Describe two ways that trade benefits a country?
- Instead of producing a good for itself, a country can produce another good and trade it for the desired good. The simple model shows that whenever a good is imported, it must be true that this indirect “production” requires less labor than direct production.
- Trade enlarges a country’s consumption possibilities, which implies gains from trade.
What does The distribution of the gains from trade depend on?
The relative prices of the goods countries produce.
Describe three commonly held beliefs about trade that are wrong?
- A country gains from trade even if it has lower productivity than its trading partner in all industries.
- Trade is beneficial even if foreign industries are competitive only because of low wages.
- Trade is beneficial even if a country’s exports embody more labor than its imports.
What has been confirmed by a number of studies about the Ricardian model?

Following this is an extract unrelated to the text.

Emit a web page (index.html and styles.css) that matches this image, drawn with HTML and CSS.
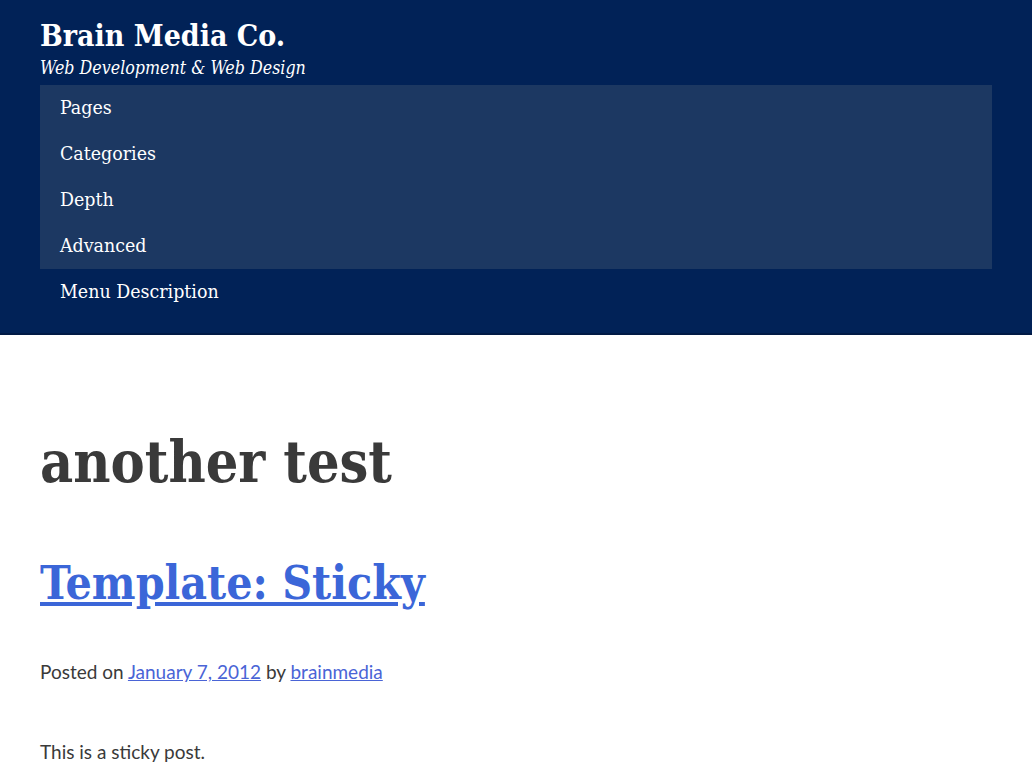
FILE: index.html
```html
<!DOCTYPE html>
<html lang="en">
<head>
  <meta charset="UTF-8" />
  <meta name="viewport" content="width=device-width, initial-scale=1.0"/>
  <title>another test - Brain Media Co.</title>
  <link rel="stylesheet" href="styles.css">
</head>
<body>
<header class="site-header">
  <div class="site-branding">
    <p class="site-title"><a href="#">Brain Media Co.</a></p>
    <p class="site-description">Web Development &amp; Web Design</p>
  </div>
  <nav class="main-navigation">
    <ul class="menu">
      <li><a href="#">Pages</a></li>
      <li><a href="#">Categories</a></li>
      <li><a href="#">Depth</a></li>
      <li><a href="#">Advanced</a></li>
    </ul>
    <ul class="menu menu-secondary">
      <li><a href="#">Menu Description</a></li>
    </ul>
  </nav>
</header>

<main class="site-main">
  <h1 class="page-title">another test</h1>
  <article class="post">
    <h2 class="entry-title"><a href="#">Template: Sticky</a></h2>
    <div class="entry-meta">
      Posted on <a href="#">January 7, 2012</a> by <a href="#">brainmedia</a>
    </div>
    <div class="entry-content">
      <p>This is a sticky post.</p>
    </div>
  </article>
</main>
</body>
</html>
```

FILE: styles.css
```css
body {
  margin: 0;
  padding: 0;
  font-family: 'Lato', sans-serif;
  font-size: 19px;
  color: #3a3a3a;
  background-color: #fff;
}

.site-header {
  background-color: #012257;
  border-bottom: 2px solid #001a45;
  padding: 16px 40px 18px;
}

.site-title,
.site-description,
.menu li a,
.page-title,
.entry-title {
  font-family: 'DejaVu Serif Condensed', 'DejaVu Serif', serif;
  font-stretch: condensed;
}

.site-title {
  margin: 0;
  font-size: 30px;
  font-weight: bold;
  line-height: 40px;
}

.site-title a {
  color: #fff;
  text-decoration: none;
}

.site-description {
  margin: 0;
  font-style: italic;
  font-size: 17.7px;
  line-height: 24px;
  color: #fff;
}

.main-navigation {
  margin-top: 5px;
}

.menu {
  list-style: none;
  margin: 0;
  padding: 0;
  background-color: #1c3862;
}

.menu-secondary {
  background-color: transparent;
}

.menu li a {
  display: block;
  padding: 0 20px;
  line-height: 45px;
  padding-bottom: 1px;
  font-size: 19.4px;
  color: #fff;
  text-decoration: none;
}

.site-main {
  padding: 82px 40px 0;
}

.page-title {
  margin: 0;
  font-size: 57px;
  font-weight: bold;
  line-height: 90px;
  color: #3a3a3a;
}

.entry-title {
  margin: 46px 0 0;
  font-size: 46px;
  font-weight: bold;
  line-height: 60px;
}

.entry-title a {
  color: #3b66d8;
}

.entry-meta {
  margin-top: 44px;
  line-height: 30px;
}

.entry-meta a {
  color: #4a64d6;
}

.entry-content p {
  margin: 50px 0 0;
  line-height: 30px;
}
```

That countries will tend to export goods in which they have relatively high productivity in.
What is bad with International trade ?
It often has strong effects on the distribution of income within countries, so that it often produces losers as well as winners.
What is an useful model of income distribution effects of international trade?
The specific factors model
Why does Income distribution effects arise from trade?
- Factors of production cannot move instantaneously and costlessly from one industry to another,
- changes in an economy’s output mix have differential effects on the demand for different factors of production.
Describe the specific factors model?
It allows for a distinction between general-purpose factors that can move between sectors and factors specific to particular uses. In this model, differences in resources can cause countries to have different relative supply curves and thus cause international trade.
Why do we say that trade is good even if some loses?
Trade produces overall gains in the limited sense that those who gain could in principle compensate those who lose while still remaining better off than before.
Which factors gain and lose from trade according to the specific factors model?
Win: factors specific to export sectors in each country
Loose: factors specific to import-competing sectors lose.
Mobile factors that can work in either sector may either gain or lose.